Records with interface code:
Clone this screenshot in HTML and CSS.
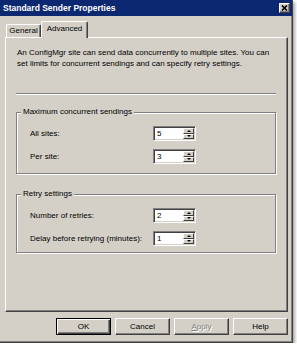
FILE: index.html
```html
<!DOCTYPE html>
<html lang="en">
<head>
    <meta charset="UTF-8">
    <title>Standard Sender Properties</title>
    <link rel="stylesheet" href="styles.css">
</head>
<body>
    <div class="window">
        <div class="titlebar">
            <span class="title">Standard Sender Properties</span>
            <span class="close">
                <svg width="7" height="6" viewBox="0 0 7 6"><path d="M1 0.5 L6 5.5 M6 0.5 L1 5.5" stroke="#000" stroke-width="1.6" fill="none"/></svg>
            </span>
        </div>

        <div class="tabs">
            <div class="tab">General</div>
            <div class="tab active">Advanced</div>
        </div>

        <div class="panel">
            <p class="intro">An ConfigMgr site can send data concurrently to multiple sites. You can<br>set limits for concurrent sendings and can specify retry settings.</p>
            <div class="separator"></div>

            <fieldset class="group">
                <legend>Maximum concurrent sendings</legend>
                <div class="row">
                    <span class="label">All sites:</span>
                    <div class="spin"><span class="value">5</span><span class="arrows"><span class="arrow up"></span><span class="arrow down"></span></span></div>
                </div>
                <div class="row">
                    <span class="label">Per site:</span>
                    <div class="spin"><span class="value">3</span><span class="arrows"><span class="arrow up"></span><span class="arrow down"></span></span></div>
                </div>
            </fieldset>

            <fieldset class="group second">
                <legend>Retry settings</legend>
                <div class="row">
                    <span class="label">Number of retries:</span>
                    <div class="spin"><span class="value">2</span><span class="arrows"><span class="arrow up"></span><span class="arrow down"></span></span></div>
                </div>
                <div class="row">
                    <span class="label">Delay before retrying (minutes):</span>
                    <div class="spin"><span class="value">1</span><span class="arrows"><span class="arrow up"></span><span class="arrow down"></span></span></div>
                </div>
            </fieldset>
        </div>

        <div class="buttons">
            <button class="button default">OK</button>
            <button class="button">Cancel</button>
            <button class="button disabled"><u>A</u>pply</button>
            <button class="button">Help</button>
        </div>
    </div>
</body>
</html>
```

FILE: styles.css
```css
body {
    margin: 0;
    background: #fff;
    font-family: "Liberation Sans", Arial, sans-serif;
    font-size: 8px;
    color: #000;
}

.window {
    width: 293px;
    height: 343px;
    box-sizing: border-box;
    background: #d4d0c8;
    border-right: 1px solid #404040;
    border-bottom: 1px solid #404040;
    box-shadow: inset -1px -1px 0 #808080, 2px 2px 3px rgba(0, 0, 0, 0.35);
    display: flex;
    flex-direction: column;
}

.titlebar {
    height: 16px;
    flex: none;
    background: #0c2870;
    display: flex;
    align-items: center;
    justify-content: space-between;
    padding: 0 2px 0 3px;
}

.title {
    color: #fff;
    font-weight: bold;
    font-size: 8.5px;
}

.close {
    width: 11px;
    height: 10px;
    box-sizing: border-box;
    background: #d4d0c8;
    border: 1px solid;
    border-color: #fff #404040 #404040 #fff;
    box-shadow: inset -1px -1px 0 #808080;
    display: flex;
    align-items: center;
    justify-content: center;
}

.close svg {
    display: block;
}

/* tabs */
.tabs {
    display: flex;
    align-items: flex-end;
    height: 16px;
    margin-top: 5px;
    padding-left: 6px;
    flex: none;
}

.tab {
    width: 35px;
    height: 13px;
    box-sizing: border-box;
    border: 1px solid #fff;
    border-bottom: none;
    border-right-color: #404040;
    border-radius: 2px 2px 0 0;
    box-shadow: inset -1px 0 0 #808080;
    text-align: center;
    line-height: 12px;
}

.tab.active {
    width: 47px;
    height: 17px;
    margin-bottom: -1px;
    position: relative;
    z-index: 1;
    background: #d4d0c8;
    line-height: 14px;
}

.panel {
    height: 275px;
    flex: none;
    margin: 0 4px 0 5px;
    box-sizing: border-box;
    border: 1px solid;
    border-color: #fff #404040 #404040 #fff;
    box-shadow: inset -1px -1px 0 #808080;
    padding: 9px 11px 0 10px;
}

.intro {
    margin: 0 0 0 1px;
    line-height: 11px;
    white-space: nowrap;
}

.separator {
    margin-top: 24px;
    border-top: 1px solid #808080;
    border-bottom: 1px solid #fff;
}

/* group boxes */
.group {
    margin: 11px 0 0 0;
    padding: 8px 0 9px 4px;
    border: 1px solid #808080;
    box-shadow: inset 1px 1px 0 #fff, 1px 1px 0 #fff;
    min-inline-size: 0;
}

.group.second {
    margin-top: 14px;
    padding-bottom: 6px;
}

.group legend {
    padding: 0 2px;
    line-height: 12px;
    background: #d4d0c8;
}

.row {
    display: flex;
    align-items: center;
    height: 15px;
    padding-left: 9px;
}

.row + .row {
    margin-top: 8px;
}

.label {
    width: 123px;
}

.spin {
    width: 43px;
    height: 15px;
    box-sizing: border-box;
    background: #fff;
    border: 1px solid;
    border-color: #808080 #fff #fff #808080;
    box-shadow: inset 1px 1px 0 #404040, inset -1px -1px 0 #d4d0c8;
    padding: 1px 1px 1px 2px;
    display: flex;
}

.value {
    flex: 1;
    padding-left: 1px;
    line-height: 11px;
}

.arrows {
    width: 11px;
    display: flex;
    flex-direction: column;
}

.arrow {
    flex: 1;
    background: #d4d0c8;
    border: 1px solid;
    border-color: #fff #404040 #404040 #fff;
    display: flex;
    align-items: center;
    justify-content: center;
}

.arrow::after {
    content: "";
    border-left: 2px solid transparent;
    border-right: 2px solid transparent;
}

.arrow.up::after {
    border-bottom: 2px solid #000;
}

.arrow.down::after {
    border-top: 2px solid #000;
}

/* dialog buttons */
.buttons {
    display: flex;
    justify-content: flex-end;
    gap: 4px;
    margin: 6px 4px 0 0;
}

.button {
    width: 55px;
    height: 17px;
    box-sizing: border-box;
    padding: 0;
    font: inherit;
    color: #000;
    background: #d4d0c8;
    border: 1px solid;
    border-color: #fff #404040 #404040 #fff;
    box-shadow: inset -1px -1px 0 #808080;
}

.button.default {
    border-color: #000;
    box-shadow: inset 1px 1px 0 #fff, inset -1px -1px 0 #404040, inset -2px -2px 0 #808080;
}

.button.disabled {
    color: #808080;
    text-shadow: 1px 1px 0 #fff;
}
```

---

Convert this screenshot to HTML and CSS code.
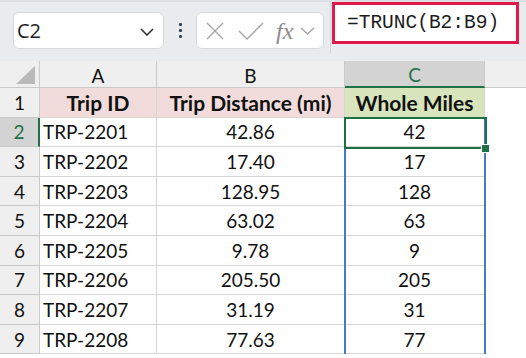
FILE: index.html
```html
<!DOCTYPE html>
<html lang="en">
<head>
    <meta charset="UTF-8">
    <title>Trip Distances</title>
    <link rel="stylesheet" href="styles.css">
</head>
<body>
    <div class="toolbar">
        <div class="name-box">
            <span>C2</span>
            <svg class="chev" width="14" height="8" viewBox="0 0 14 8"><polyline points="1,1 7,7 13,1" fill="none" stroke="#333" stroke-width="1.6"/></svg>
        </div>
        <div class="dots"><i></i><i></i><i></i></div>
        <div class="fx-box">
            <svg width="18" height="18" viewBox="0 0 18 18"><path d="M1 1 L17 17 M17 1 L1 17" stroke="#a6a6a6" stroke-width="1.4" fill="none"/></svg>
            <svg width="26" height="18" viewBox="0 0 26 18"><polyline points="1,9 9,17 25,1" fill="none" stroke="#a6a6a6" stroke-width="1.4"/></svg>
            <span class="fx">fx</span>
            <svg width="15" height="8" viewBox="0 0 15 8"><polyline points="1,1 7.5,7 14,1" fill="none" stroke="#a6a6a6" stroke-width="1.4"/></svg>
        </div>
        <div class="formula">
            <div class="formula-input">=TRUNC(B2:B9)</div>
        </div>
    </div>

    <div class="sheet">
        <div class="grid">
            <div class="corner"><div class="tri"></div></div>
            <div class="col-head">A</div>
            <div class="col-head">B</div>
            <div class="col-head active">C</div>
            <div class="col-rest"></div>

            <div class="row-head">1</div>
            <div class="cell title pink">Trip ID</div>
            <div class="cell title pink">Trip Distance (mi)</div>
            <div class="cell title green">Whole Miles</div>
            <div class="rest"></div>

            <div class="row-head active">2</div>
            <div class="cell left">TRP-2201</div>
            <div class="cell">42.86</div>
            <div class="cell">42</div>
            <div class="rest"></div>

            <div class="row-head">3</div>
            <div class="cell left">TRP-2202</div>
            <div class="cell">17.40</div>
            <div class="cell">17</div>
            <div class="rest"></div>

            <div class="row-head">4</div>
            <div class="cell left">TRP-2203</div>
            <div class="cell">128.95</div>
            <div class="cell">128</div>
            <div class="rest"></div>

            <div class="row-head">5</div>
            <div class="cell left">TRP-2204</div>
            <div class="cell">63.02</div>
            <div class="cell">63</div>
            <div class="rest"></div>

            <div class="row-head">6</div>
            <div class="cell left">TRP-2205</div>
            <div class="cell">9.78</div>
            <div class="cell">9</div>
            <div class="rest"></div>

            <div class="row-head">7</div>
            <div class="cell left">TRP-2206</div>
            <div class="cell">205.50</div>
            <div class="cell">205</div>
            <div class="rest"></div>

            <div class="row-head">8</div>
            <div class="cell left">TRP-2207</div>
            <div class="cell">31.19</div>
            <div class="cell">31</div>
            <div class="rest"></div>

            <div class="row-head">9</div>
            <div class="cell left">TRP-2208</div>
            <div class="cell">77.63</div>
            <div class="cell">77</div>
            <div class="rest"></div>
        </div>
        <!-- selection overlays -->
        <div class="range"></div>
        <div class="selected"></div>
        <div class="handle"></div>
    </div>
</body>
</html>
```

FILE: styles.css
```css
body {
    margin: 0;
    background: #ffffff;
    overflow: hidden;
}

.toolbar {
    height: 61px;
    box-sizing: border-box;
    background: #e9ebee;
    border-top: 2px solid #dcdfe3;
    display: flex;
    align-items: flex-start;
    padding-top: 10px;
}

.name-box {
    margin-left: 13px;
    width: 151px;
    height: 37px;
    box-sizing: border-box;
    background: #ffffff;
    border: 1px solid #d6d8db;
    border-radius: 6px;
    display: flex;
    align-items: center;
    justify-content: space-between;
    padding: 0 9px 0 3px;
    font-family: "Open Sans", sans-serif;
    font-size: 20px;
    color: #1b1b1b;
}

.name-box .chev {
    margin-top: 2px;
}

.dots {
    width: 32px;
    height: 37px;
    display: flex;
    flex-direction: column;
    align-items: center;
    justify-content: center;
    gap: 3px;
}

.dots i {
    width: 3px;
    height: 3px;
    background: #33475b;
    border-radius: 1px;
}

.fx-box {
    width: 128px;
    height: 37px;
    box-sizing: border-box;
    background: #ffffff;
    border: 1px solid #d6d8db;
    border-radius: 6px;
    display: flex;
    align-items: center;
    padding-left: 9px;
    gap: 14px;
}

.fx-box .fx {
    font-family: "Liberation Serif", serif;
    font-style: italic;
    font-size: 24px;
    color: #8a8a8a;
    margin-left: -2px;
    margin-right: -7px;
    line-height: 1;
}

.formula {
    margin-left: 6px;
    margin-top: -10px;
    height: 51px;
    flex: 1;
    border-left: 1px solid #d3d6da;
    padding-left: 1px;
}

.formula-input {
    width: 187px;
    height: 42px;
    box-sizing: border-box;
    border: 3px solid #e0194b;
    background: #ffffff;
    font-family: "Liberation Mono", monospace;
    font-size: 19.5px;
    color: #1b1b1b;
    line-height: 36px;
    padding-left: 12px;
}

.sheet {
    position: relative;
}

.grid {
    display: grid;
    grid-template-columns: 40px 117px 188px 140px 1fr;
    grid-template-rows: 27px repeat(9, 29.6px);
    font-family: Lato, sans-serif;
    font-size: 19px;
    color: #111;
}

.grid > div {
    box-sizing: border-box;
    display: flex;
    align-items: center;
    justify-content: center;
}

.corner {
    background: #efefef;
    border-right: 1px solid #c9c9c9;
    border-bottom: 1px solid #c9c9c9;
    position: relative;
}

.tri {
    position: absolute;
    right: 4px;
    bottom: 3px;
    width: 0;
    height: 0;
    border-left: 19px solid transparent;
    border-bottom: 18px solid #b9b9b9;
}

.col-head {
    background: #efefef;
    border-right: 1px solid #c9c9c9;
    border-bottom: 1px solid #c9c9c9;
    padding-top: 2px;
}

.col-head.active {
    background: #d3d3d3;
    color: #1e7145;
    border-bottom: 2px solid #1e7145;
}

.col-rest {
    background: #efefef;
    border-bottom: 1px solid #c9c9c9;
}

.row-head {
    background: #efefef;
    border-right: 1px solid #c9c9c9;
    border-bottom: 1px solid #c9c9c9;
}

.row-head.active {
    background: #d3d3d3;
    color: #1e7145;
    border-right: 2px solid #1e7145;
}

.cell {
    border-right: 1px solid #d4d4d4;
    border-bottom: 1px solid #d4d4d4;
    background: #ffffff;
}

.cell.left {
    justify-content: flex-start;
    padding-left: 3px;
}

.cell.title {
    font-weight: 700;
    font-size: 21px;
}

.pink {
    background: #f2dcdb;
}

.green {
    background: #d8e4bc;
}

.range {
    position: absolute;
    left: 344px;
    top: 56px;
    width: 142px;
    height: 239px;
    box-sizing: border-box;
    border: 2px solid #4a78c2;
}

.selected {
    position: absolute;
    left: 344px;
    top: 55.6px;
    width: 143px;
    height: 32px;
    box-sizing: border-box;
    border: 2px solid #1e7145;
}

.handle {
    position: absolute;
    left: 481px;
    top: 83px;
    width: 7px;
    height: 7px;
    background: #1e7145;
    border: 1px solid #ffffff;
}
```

EXERCISE: Show every line where the string "this" appears.

COMPLETE ANSWER:
Clone this screenshot in HTML and CSS.
Convert this screenshot to HTML and CSS code.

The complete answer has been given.